In this paper, we consider two NLEEs which have a great importance in mathematical physics. The first one is Korteweg de Vries equation, derived by Diederik Johannes Korteweg together with his PhD student Gustav de Vries, now well known as the KdV equation (Wazwaz 2009), having the simplest form

$$ {u}_t+u{u}_x+\delta \kern0.24em {u}_{xxx}=0, $$
(1)

where δ is a nonzero constant. The term u t in this equation describes the time evolution of the wave propagating in one direction. Moreover, this equation incorporates two adversary effects: nonlinearity represented by uu x that accounts for steepening of the wave, and linear dispersion represented by u xxx that describes the spreading of the wave. Nonlinearity tends to localize the wave while dispersion spreads it out. The balance between these weak nonlinear steepening and dispersion effect formulate the solitons (Wazwaz 2009). The KdV equation is used to model the disturbance of the surface of shallow water in the presence of solitary waves. The KdV equation is a generic model for the study of weakly nonlinear long waves, incorporating leading order nonlinearity and dispersion (Wazwaz 2009; Marchant and Smyth 1996). Also, it describes surface waves of long wavelength and small amplitude on shallow water (Monro and Parkes 1999, 2000; Zakharov and Faddeev 1971).

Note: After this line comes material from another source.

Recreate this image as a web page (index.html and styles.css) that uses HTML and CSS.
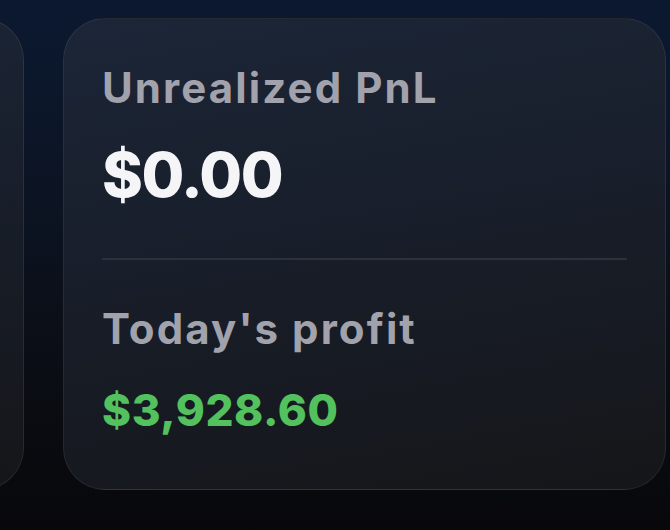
FILE: index.html
```html
<!DOCTYPE html>
<html lang="en">
<head>
<meta charset="utf-8">
<title>PnL</title>
<link rel="stylesheet" href="styles.css">
</head>
<body>
<main class="row">
  <section class="card card-prev" aria-hidden="true"></section>
  <section class="card">
    <div class="label">Unrealized PnL</div>
    <div class="value">$0.00</div>
    <hr class="divider">
    <div class="label label-second">Today's profit</div>
    <div class="value value-green">$3,928.60</div>
  </section>
</main>
</body>
</html>
```
FILE: styles.css
```css
html, body {
  margin: 0;
  padding: 0;
  height: 100%;
}
body {
  width: 670px;
  height: 530px;
  overflow: hidden;
  background: linear-gradient(180deg, #0b1930 0%, #0c1526 30%, #0b0e16 65%, #08080b 100%);
  font-family: Inter, "Open Sans", sans-serif;
}
.row {
  display: flex;
  justify-content: flex-end;
  gap: 39px;
  padding: 18px 4px 0 0;
}
.card {
  box-sizing: border-box;
  flex: 0 0 603px;
  height: 472px;
  border-radius: 42px;
  border: 1.5px solid rgba(255, 255, 255, 0.075);
  background: linear-gradient(170deg, #1c2638 0%, #181e2a 45%, #151619 100%);
  padding: 44px 38px 0 38px;
}
.card-prev {
  flex: 0 0 400px;
}
.label {
  font-size: 42px;
  line-height: 50px;
  font-weight: 700;
  color: #a2a2ad;
  letter-spacing: 2.1px;
}
.value {
  margin-top: 27px;
  font-size: 62px;
  line-height: 70px;
  font-weight: 800;
  color: #f5f5f7;
  letter-spacing: -1.5px;
}
.divider {
  margin: 48px 0 0 0;
  height: 2px;
  border: 0;
  background: #2d313a;
}
.label-second {
  margin-top: 44px;
}
.value-green {
  margin-top: 30px;
  font-size: 44px;
  line-height: 52px;
  color: #52c15e;
  letter-spacing: 0.6px;
}
```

And the second equation is the time regularized long wave (TRLW) equation proposed by Joseph and Egri (1977) and Jeffrey (1978), which is one of the alternative form of KdV equation, having the form

$$ {u}_t+{u}_x+\alpha\;u\;{u}_x+{u}_{xtt}=0, $$
(2)

where u, t and x denote the amplitude, time , and spatial coordinate respectively and α is a nonzero constant (Taghizade and Neirameh 2010; Taghizadeha et al. 2012). The TRLW equation shares many of the properties of the KdV equation. Bona and Chen (1999) have shown that the initial value problem for the TRLW equation is well-posed, and that for small-amplitude, long waves, solutions of (2) agree with solutions of (1). The Joseph-Egri (TRLW) equation plays a major role in the study of nonlinear waves since it describes the large number of important physical phenomena, such as shallow water waves and ion-acoustic plasma waves (Hereman 2011).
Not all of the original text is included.